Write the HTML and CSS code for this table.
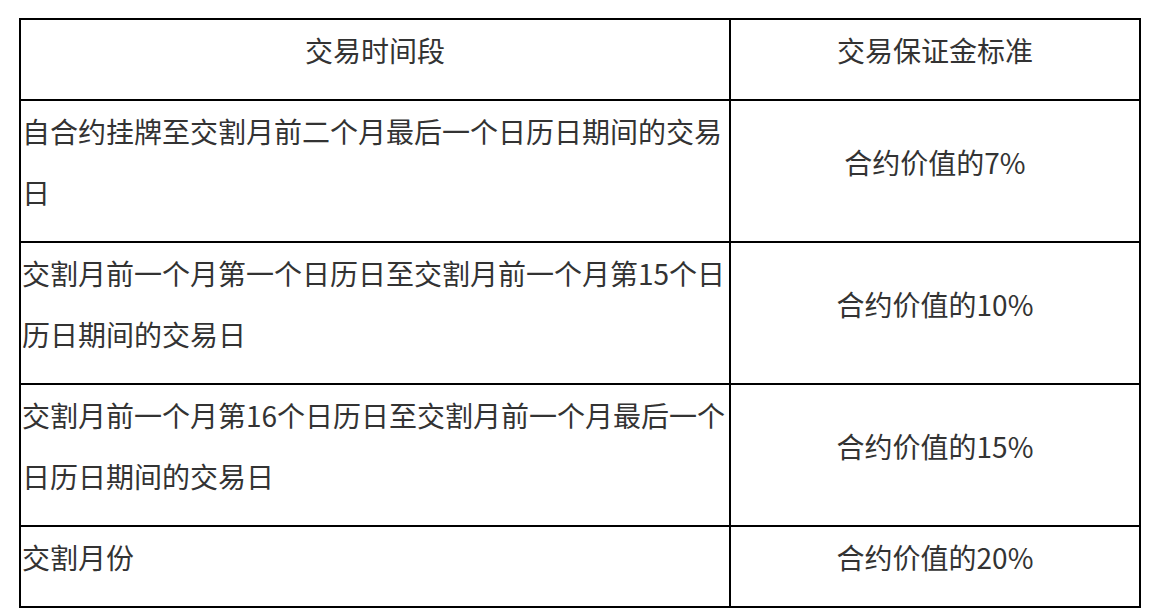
FILE: index.html
```html
<!DOCTYPE html>
<html lang="zh-CN">
<head>
<meta charset="utf-8">
<title>交易保证金标准</title>
<link rel="stylesheet" href="styles.css">
</head>
<body>
<table class="margin-table">
  <colgroup>
    <col class="col-period">
    <col class="col-rate">
  </colgroup>
  <thead>
    <tr>
      <th class="cell cell-center">交易时间段</th>
      <th class="cell cell-center">交易保证金标准</th>
    </tr>
  </thead>
  <tbody>
    <tr>
      <td class="cell">自合约挂牌至交割月前二个月最后一个日历日期间的交易日</td>
      <td class="cell cell-center">合约价值的7%</td>
    </tr>
    <tr>
      <td class="cell">交割月前一个月第一个日历日至交割月前一个月第15个日历日期间的交易日</td>
      <td class="cell cell-center">合约价值的10%</td>
    </tr>
    <tr>
      <td class="cell">交割月前一个月第16个日历日至交割月前一个月最后一个日历日期间的交易日</td>
      <td class="cell cell-center">合约价值的15%</td>
    </tr>
    <tr>
      <td class="cell">交割月份</td>
      <td class="cell cell-center">合约价值的20%</td>
    </tr>
  </tbody>
</table>
</body>
</html>
```

FILE: styles.css
```css
html, body {
  margin: 0;
  padding: 0;
  background: #ffffff;
}

body {
  padding: 18px 0 0 19px;
  font-family: "Noto Sans CJK SC", "Noto Sans", sans-serif;
  color: #333333;
}

.margin-table {
  border-collapse: collapse;
  table-layout: fixed;
  width: 1120px;
  font-size: 28px;
  line-height: 61px;
}

.col-period {
  width: 710px;
}

.col-rate {
  width: 410px;
}

.cell {
  border: 2px solid #000000;
  padding: 0 1px 18px 1px;
  vertical-align: middle;
  text-align: left;
  font-weight: normal;
}

.cell-center {
  text-align: center;
}
```
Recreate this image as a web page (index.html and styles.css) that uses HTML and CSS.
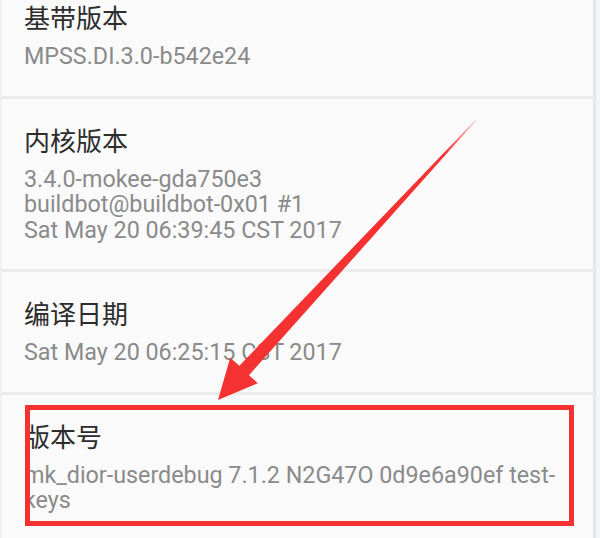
════════════════
## Problem description
How many of the lines above hold the word "index"? Give only that number.

## Expected answer
2